A long time ago I bought a new SSD that I never ended up using. It was originally meant to replace the one on someone’s laptop, but I realized too late that the laptop used NVME drives, not SATA, so I just kept it to gather dust in my shelf.
After the gaming session I did, I decided to buy a SATA to USB adaptor and use it as an external drive for my games on Steam, and also other platforms.
I set up a partition for it, and since I have Steam installed via Flatpak, I added an override to allow it to access the drive’s location.
After that, I just configured the drive on Steam and moved my existing games to it painlessly.
Game launchers and configurations
Nowadays, for the most part, Steam just works. And I’ve managed to somehow build a pretty decent collection of games there. Many of them I got from Steam codes given to me by friends, and some of them I’ve paid for.

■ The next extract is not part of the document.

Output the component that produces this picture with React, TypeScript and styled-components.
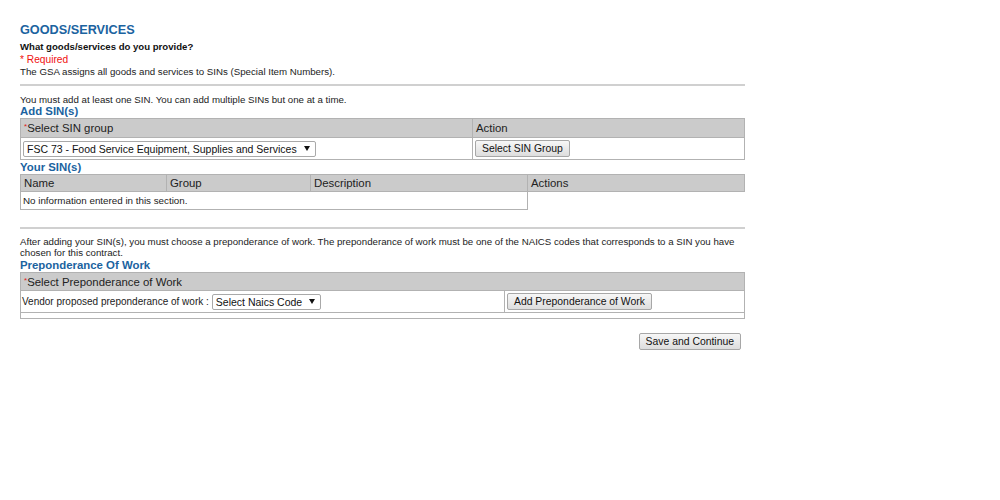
import React from "react";
import styled, { createGlobalStyle } from "styled-components";

const Global = createGlobalStyle`
  html, body { margin: 0; padding: 0; background: #fff; }
  body { font-family: "Liberation Sans", Arial, sans-serif; color: #222; }
  * { box-sizing: border-box; }
`;

const Page = styled.div`
  width: 745px;
  padding: 22px 0 0 20px;
`;

const Title = styled.h1`
  margin: 0;
  font-size: 12.7px;
  line-height: 16px;
  font-weight: bold;
  color: #1b63a0;
`;

const Question = styled.div`
  margin-top: 3px;
  font-size: 9.6px;
  line-height: 12px;
  font-weight: bold;
  color: #111;
`;

const Required = styled.div`
  font-size: 10.2px;
  line-height: 13px;
  color: #f01010;
`;

const Note = styled.div`
  font-size: 9.7px;
  line-height: 11px;
  color: #222;
`;

const Rule = styled.hr<{ $mt?: number; $mb?: number }>`
  margin: ${(p) => p.$mt ?? 7}px 0 ${(p) => p.$mb ?? 8}px;
  border: 0;
  height: 2px;
  background: #d0d0d0;
`;

const SectionTitle = styled.h2<{ $mt?: number }>`
  margin: ${(p) => p.$mt ?? 0}px 0 0;
  font-size: 11.4px;
  line-height: 13px;
  font-weight: bold;
  color: #1b63a0;
`;

const Table = styled.table`
  width: 100%;
  border-collapse: collapse;
  table-layout: fixed;
`;

const Col = styled.col<{ $w?: string }>`
  width: ${(p) => p.$w ?? "auto"};
`;

const Row = styled.tr<{ $h: number }>`
  height: ${(p) => p.$h}px;
`;

const HeadCell = styled.th`
  background: #cbcbcb;
  border: 1px solid #b2b2b2;
  text-align: left;
  font-weight: normal;
  font-size: 11.4px;
  padding: 0 3px;
  color: #222;
`;

const Star = styled.span`
  color: #e02020;
  font-size: 8px;
  vertical-align: top;
  line-height: 10px;
`;

const Cell = styled.td`
  border: 1px solid #b2b2b2;
  padding: 0 2px;
  font-size: 9.8px;
  color: #222;
`;

const EmptyCell = styled.td`
  border: 0;
  border-top: 1px solid #b2b2b2;
`;

const SelectBox = styled.span`
  display: inline-flex;
  align-items: center;
  gap: 7px;
  height: 16px;
  padding: 0 5px 0 3px;
  border: 1px solid #a9a9a9;
  border-radius: 2px;
  background: #fff;
  font-size: 10.5px;
  color: #111;
  vertical-align: middle;
`;

const Arrow = () => (
  <svg width="6" height="5" viewBox="0 0 6 5">
    <path d="M0 0h6L3 5z" fill="#111" />
  </svg>
);

const Button = styled.button`
  height: 17px;
  padding: 0 6px;
  border: 1px solid #a7a7a7;
  border-radius: 2px;
  background: linear-gradient(#f7f7f7, #dddddd);
  font-family: "Liberation Sans", Arial, sans-serif;
  font-size: 10.4px;
  color: #111;
  cursor: pointer;
  vertical-align: middle;
`;

const Label = styled.span`
  font-size: 10px;
  margin: 0 3px 0 -1px;
  vertical-align: middle;
`;

const Footer = styled.div`
  display: flex;
  justify-content: flex-end;
  padding: 14px 4px 0 0;
`;

export default function App() {
  return (
    <>
      <Global />
      <Page>
        <Title>GOODS/SERVICES</Title>
        <Question>What goods/services do you provide?</Question>
        <Required>* Required</Required>
        <Note>The GSA assigns all goods and services to SINs (Special Item Numbers).</Note>
        <Rule />
        <Note>You must add at least one SIN. You can add multiple SINs but one at a time.</Note>
        <SectionTitle>Add SIN(s)</SectionTitle>
        <Table>
          <colgroup>
            <Col $w="452px" />
            <Col />
          </colgroup>
          <thead>
            <Row $h={19}>
              <HeadCell>
                <Star>*</Star>Select SIN group
              </HeadCell>
              <HeadCell>Action</HeadCell>
            </Row>
          </thead>
          <tbody>
            <Row $h={22}>
              <Cell>
                <SelectBox>
                  FSC 73 - Food Service Equipment, Supplies and Services <Arrow />
                </SelectBox>
              </Cell>
              <Cell>
                <Button>Select SIN Group</Button>
              </Cell>
            </Row>
          </tbody>
        </Table>
        <SectionTitle $mt={1}>Your SIN(s)</SectionTitle>
        <Table>
          <colgroup>
            <Col $w="146px" />
            <Col $w="144px" />
            <Col $w="217px" />
            <Col />
          </colgroup>
          <thead>
            <Row $h={17}>
              <HeadCell>Name</HeadCell>
              <HeadCell>Group</HeadCell>
              <HeadCell>Description</HeadCell>
              <HeadCell>Actions</HeadCell>
            </Row>
          </thead>
          <tbody>
            <Row $h={18}>
              <Cell colSpan={3}>No information entered in this section.</Cell>
              <EmptyCell />
            </Row>
          </tbody>
        </Table>
        <Rule $mt={17} $mb={7} />
        <Note>
          After adding your SIN(s), you must choose a preponderance of work. The preponderance of work must be one of
          the NAICS codes that corresponds to a SIN you have chosen for this contract.
        </Note>
        <SectionTitle $mt={1}>Preponderance Of Work</SectionTitle>
        <Table>
          <colgroup>
            <Col $w="484px" />
            <Col />
          </colgroup>
          <thead>
            <Row $h={18}>
              <HeadCell colSpan={2}>
                <Star>*</Star>Select Preponderance of Work
              </HeadCell>
            </Row>
          </thead>
          <tbody>
            <Row $h={22}>
              <Cell>
                <Label>Vendor proposed preponderance of work :</Label>
                <SelectBox>
                  Select Naics Code <Arrow />
                </SelectBox>
              </Cell>
              <Cell>
                <Button>Add Preponderance of Work</Button>
              </Cell>
            </Row>
            <Row $h={6}>
              <Cell colSpan={2} />
            </Row>
          </tbody>
        </Table>
        <Footer>
          <Button>Save and Continue</Button>
        </Footer>
      </Page>
    </>
  );
}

Proton and Wine have made it so playing pretty much anything is as easy as a couple of clicks, which has been my experience so far. In fact, the only games that have failed for me some times are the Linux ones, Portal refuses to go past the menu screen, CrossCode does not recognize my controller in the Linux version, and similar small caveats are present.
Of course Proton is not perfect and stuff like The Legend of Heroes: Trails in The Sky did require me to change some of the defaults, but nothing too bad.
On my controller, using Steam’s Big Picture mode has also been pretty enjoyable, and the Steam Input options to use with games that don’t have good controller support, or don’t recognize my buttons properly, is also a very amazing feature.
However, ever since the days I only used Windows, my biggest collection has been on Epic Games, because the games are free!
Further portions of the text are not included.